GIVEN DATA =

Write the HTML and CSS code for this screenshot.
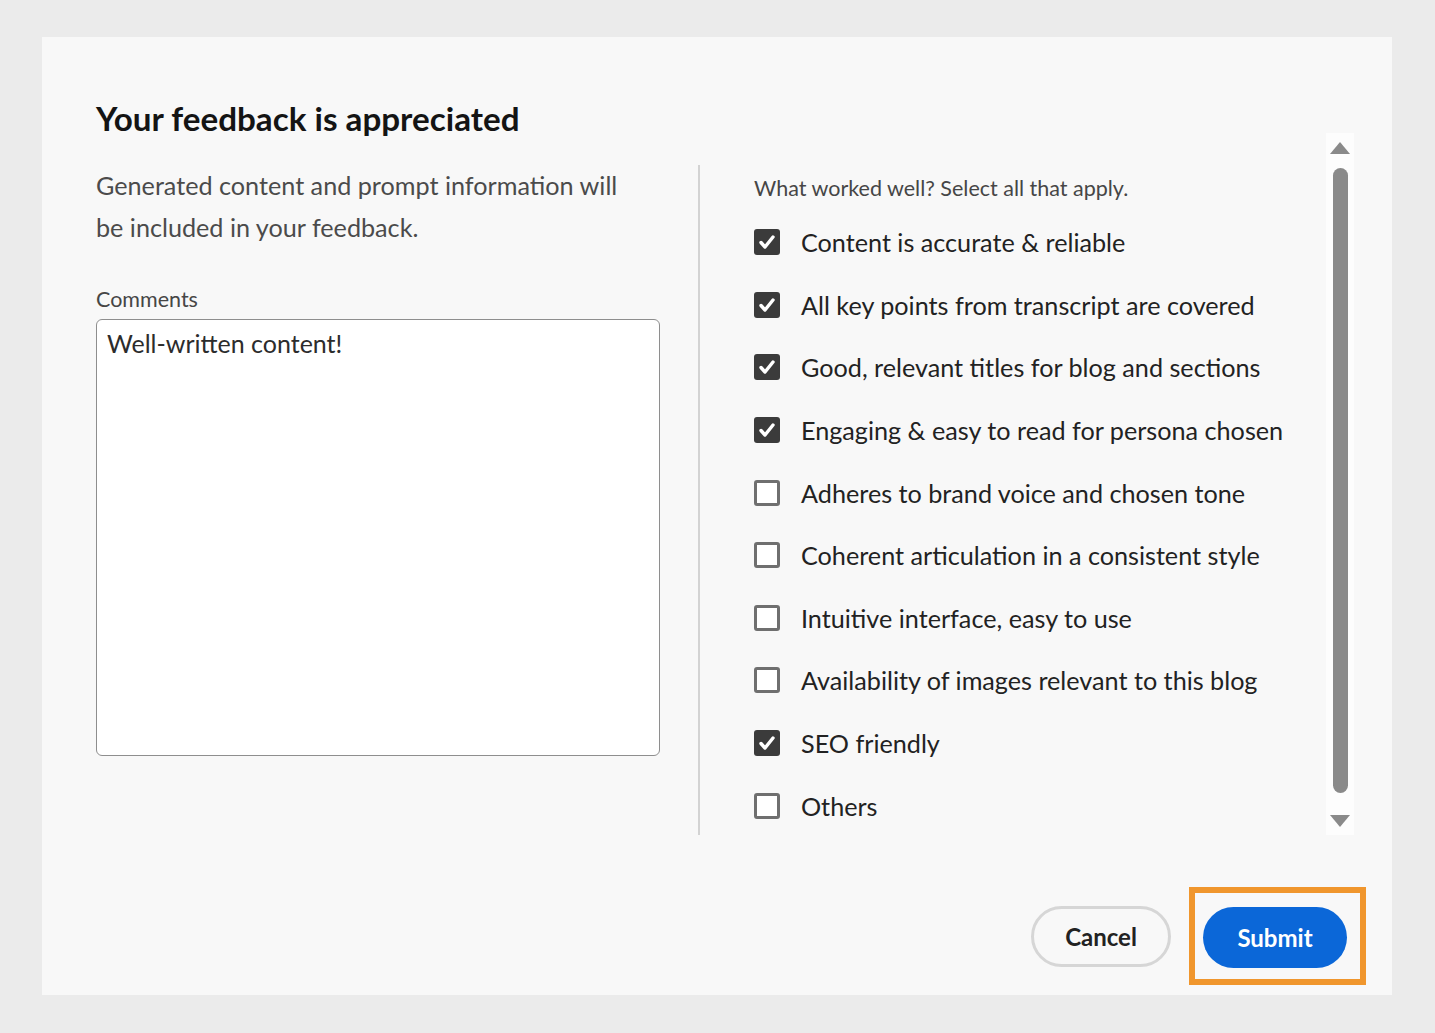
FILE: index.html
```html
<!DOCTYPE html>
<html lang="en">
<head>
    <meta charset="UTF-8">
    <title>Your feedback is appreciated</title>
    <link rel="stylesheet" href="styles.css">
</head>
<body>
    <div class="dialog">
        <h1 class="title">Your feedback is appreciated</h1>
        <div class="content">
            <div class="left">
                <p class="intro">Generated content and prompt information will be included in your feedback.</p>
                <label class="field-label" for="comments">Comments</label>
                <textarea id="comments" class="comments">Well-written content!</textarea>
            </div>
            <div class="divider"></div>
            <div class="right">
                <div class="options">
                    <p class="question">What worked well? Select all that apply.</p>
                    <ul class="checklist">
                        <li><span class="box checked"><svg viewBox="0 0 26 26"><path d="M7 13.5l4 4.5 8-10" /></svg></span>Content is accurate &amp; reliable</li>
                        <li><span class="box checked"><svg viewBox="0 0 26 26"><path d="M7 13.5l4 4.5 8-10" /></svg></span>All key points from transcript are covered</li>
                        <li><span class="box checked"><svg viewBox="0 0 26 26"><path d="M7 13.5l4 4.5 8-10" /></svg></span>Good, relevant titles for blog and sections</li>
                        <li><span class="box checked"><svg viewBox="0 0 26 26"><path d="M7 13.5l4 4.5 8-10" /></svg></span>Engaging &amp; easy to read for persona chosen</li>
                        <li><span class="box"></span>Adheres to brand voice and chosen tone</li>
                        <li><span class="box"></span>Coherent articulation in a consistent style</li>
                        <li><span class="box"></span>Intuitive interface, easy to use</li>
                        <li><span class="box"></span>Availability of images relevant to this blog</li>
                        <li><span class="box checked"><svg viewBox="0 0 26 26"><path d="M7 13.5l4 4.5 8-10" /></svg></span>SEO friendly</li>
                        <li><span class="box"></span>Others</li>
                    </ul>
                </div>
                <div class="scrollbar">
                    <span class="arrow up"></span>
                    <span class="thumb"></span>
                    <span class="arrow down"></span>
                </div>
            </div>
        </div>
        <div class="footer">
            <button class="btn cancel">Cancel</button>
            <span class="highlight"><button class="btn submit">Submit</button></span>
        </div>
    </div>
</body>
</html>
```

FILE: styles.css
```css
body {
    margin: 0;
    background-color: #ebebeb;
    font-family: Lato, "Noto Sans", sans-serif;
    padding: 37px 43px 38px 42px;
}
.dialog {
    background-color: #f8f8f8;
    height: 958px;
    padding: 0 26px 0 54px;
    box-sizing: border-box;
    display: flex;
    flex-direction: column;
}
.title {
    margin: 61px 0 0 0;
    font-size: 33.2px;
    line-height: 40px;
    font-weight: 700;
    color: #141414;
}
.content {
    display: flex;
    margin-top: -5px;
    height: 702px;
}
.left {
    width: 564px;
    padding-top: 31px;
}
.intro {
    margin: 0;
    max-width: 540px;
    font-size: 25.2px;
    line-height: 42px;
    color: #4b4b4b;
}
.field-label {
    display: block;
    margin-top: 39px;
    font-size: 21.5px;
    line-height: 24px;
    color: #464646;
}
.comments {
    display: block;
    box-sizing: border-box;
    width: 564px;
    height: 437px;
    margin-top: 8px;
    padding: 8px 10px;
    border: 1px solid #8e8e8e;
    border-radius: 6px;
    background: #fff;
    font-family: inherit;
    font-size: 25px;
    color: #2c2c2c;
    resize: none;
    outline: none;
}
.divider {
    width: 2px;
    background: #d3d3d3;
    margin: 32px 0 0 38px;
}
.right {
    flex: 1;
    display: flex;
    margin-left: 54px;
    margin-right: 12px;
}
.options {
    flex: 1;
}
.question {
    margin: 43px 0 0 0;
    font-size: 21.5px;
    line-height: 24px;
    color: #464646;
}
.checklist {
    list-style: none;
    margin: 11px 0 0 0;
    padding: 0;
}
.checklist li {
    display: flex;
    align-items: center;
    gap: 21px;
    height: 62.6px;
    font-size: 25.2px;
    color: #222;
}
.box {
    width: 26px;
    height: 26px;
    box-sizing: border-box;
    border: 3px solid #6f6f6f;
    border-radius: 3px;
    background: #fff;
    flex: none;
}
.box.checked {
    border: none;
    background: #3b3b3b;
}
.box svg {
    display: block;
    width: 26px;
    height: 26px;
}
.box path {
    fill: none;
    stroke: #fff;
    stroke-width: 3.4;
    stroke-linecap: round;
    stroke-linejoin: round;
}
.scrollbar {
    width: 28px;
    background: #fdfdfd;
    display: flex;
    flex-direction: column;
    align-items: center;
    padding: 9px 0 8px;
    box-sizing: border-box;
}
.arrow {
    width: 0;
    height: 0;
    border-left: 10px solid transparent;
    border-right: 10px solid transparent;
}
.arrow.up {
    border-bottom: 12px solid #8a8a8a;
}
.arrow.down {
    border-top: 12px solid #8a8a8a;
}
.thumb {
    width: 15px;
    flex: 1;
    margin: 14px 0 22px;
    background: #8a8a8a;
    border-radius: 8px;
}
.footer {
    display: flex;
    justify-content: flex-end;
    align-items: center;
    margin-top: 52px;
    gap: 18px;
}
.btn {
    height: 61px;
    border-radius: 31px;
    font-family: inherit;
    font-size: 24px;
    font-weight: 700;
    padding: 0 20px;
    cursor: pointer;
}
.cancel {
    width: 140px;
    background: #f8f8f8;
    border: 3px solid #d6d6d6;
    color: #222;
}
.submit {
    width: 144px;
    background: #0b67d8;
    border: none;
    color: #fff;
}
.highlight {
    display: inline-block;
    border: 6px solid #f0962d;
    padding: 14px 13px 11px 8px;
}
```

SHORT PROBLEM = Transcribe the listing in full and omit the pictures.

FINAL RESULT =
Write the HTML and CSS code for this screenshot.
FILE: index.html
```html
<!DOCTYPE html>
<html lang="en">
<head>
    <meta charset="UTF-8">
    <title>Your feedback is appreciated</title>
    <link rel="stylesheet" href="styles.css">
</head>
<body>
    <div class="dialog">
        <h1 class="title">Your feedback is appreciated</h1>
        <div class="content">
            <div class="left">
                <p class="intro">Generated content and prompt information will be included in your feedback.</p>
                <label class="field-label" for="comments">Comments</label>
                <textarea id="comments" class="comments">Well-written content!</textarea>
            </div>
            <div class="divider"></div>
            <div class="right">
                <div class="options">
                    <p class="question">What worked well? Select all that apply.</p>
                    <ul class="checklist">
                        <li><span class="box checked"><svg viewBox="0 0 26 26"><path d="M7 13.5l4 4.5 8-10" /></svg></span>Content is accurate &amp; reliable</li>
                        <li><span class="box checked"><svg viewBox="0 0 26 26"><path d="M7 13.5l4 4.5 8-10" /></svg></span>All key points from transcript are covered</li>
                        <li><span class="box checked"><svg viewBox="0 0 26 26"><path d="M7 13.5l4 4.5 8-10" /></svg></span>Good, relevant titles for blog and sections</li>
                        <li><span class="box checked"><svg viewBox="0 0 26 26"><path d="M7 13.5l4 4.5 8-10" /></svg></span>Engaging &amp; easy to read for persona chosen</li>
                        <li><span class="box"></span>Adheres to brand voice and chosen tone</li>
                        <li><span class="box"></span>Coherent articulation in a consistent style</li>
                        <li><span class="box"></span>Intuitive interface, easy to use</li>
                        <li><span class="box"></span>Availability of images relevant to this blog</li>
                        <li><span class="box checked"><svg viewBox="0 0 26 26"><path d="M7 13.5l4 4.5 8-10" /></svg></span>SEO friendly</li>
                        <li><span class="box"></span>Others</li>
                    </ul>
                </div>
                <div class="scrollbar">
                    <span class="arrow up"></span>
                    <span class="thumb"></span>
                    <span class="arrow down"></span>
                </div>
            </div>
        </div>
        <div class="footer">
            <button class="btn cancel">Cancel</button>
            <span class="highlight"><button class="btn submit">Submit</button></span>
        </div>
    </div>
</body>
</html>
```

FILE: styles.css
```css
body {
    margin: 0;
    background-color: #ebebeb;
    font-family: Lato, "Noto Sans", sans-serif;
    padding: 37px 43px 38px 42px;
}
.dialog {
    background-color: #f8f8f8;
    height: 958px;
    padding: 0 26px 0 54px;
    box-sizing: border-box;
    display: flex;
    flex-direction: column;
}
.title {
    margin: 61px 0 0 0;
    font-size: 33.2px;
    line-height: 40px;
    font-weight: 700;
    color: #141414;
}
.content {
    display: flex;
    margin-top: -5px;
    height: 702px;
}
.left {
    width: 564px;
    padding-top: 31px;
}
.intro {
    margin: 0;
    max-width: 540px;
    font-size: 25.2px;
    line-height: 42px;
    color: #4b4b4b;
}
.field-label {
    display: block;
    margin-top: 39px;
    font-size: 21.5px;
    line-height: 24px;
    color: #464646;
}
.comments {
    display: block;
    box-sizing: border-box;
    width: 564px;
    height: 437px;
    margin-top: 8px;
    padding: 8px 10px;
    border: 1px solid #8e8e8e;
    border-radius: 6px;
    background: #fff;
    font-family: inherit;
    font-size: 25px;
    color: #2c2c2c;
    resize: none;
    outline: none;
}
.divider {
    width: 2px;
    background: #d3d3d3;
    margin: 32px 0 0 38px;
}
.right {
    flex: 1;
    display: flex;
    margin-left: 54px;
    margin-right: 12px;
}
.options {
    flex: 1;
}
.question {
    margin: 43px 0 0 0;
    font-size: 21.5px;
    line-height: 24px;
    color: #464646;
}
.checklist {
    list-style: none;
    margin: 11px 0 0 0;
    padding: 0;
}
.checklist li {
    display: flex;
    align-items: center;
    gap: 21px;
    height: 62.6px;
    font-size: 25.2px;
    color: #222;
}
.box {
    width: 26px;
    height: 26px;
    box-sizing: border-box;
    border: 3px solid #6f6f6f;
    border-radius: 3px;
    background: #fff;
    flex: none;
}
.box.checked {
    border: none;
    background: #3b3b3b;
}
.box svg {
    display: block;
    width: 26px;
    height: 26px;
}
.box path {
    fill: none;
    stroke: #fff;
    stroke-width: 3.4;
    stroke-linecap: round;
    stroke-linejoin: round;
}
.scrollbar {
    width: 28px;
    background: #fdfdfd;
    display: flex;
    flex-direction: column;
    align-items: center;
    padding: 9px 0 8px;
    box-sizing: border-box;
}
.arrow {
    width: 0;
    height: 0;
    border-left: 10px solid transparent;
    border-right: 10px solid transparent;
}
.arrow.up {
    border-bottom: 12px solid #8a8a8a;
}
.arrow.down {
    border-top: 12px solid #8a8a8a;
}
.thumb {
    width: 15px;
    flex: 1;
    margin: 14px 0 22px;
    background: #8a8a8a;
    border-radius: 8px;
}
.footer {
    display: flex;
    justify-content: flex-end;
    align-items: center;
    margin-top: 52px;
    gap: 18px;
}
.btn {
    height: 61px;
    border-radius: 31px;
    font-family: inherit;
    font-size: 24px;
    font-weight: 700;
    padding: 0 20px;
    cursor: pointer;
}
.cancel {
    width: 140px;
    background: #f8f8f8;
    border: 3px solid #d6d6d6;
    color: #222;
}
.submit {
    width: 144px;
    background: #0b67d8;
    border: none;
    color: #fff;
}
.highlight {
    display: inline-block;
    border: 6px solid #f0962d;
    padding: 14px 13px 11px 8px;
}
```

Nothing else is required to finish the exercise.